The Royal Borough of Windsor and Maidenhead’s wholly-owned private firm RBWM PropCo played a role in in major regeneration projects agreed between the council and developers since 2016.
But the council brought it in house – effectively shutting it down – in April this year, with council leader Simon Werner branding it ‘basically a mechanism for putting property developers at the heart of the decisions rather than putting the residents first’.
Councillor Gurch Singh labelled it a ‘gravy train’ that had ‘ended up milking the borough and the land’.
Now a freedom of information request by the Observer has revealed that the council paid the firm half a million pounds for its role in a deal to sell Maidenhead Golf Course to property developer Cala Homes.
The council agreed the deal in 2018 under previous council leaders, despite a campaign by residents to stop the development.
It then built up debts of £200 million to fund spending that it hoped it would be able to repay with the money it would make from the sale.
However the council now says it only expects to receive some £105 million by July 2037 based on the predicted value of the homes that will be built.
The council has now confirmed to the Observer it paid RBWM PropCo £500,000 in relation to the development.
The Observer’s freedom of information request revealed that £200,000 of this was wrongly charged to the council’s capital budget in 2020-21, rather than recorded as day-to-day revenue spending.
Councils can only use money from their capital budgets to pay for long-term assets such as buildings, major equipment and infrastructure.
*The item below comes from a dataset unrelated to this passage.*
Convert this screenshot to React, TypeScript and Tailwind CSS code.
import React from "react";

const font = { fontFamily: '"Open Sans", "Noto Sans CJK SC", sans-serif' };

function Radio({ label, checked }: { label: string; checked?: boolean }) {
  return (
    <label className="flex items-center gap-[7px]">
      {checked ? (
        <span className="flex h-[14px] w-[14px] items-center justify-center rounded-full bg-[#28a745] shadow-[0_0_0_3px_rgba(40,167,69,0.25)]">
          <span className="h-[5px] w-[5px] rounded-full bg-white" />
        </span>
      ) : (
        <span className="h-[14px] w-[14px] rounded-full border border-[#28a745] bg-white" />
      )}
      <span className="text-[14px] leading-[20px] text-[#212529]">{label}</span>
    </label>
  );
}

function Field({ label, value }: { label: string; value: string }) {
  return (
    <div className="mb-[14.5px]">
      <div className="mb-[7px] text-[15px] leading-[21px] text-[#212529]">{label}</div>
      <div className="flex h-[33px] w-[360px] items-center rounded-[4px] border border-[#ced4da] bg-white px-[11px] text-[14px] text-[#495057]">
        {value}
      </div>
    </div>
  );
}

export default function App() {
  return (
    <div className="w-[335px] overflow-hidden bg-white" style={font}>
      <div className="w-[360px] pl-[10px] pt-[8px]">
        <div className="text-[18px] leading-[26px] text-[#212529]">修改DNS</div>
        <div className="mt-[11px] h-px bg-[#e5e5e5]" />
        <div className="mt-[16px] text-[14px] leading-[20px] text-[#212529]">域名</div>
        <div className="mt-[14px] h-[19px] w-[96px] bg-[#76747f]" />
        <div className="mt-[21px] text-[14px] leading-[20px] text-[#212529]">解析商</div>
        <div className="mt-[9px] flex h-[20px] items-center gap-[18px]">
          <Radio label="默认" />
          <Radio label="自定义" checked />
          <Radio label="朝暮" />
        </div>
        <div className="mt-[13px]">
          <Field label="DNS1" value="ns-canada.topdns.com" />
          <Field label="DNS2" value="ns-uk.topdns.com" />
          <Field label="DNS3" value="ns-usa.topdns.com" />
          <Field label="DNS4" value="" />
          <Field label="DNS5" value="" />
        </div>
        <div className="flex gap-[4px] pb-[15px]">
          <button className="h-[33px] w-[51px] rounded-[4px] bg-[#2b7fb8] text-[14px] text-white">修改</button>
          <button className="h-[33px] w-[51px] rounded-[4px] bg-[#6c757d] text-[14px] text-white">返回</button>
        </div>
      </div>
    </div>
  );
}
But years of historic errors recently uncovered at the council discovered some £15 million was wrongly recorded as capital spending when it should have come out of its day to day budget.
Correcting the error contributed to a huge black hole in the council’s finances.
A council spokesperson said: “The council made a payment of £500,000 to the Property Company in 2020/21, relating to the management of Maidenhead Golf Course development.
“Following a more recent review of historic charges, as part of closing the 2023/24 accounts, it was estimated that only £200,000 of this payment related to the capital costs of bringing the land into use – with the remainder funding day to day operational costs, so would need to be logged as revenue.”
Council leaders voted to bring PropCo in house earlier this year after an independent review by the Chartered Institute of Public Finance and Accountancy (CIPFA).
The review found that PropCo employed an ‘expensive management team’ and that its set-up left the council with ‘limited control’ over its assets.
It said: “The company has effectively performed construction project management services aligned to a professional consultancy model, utilising the management fees from the development budgets to fund operations.”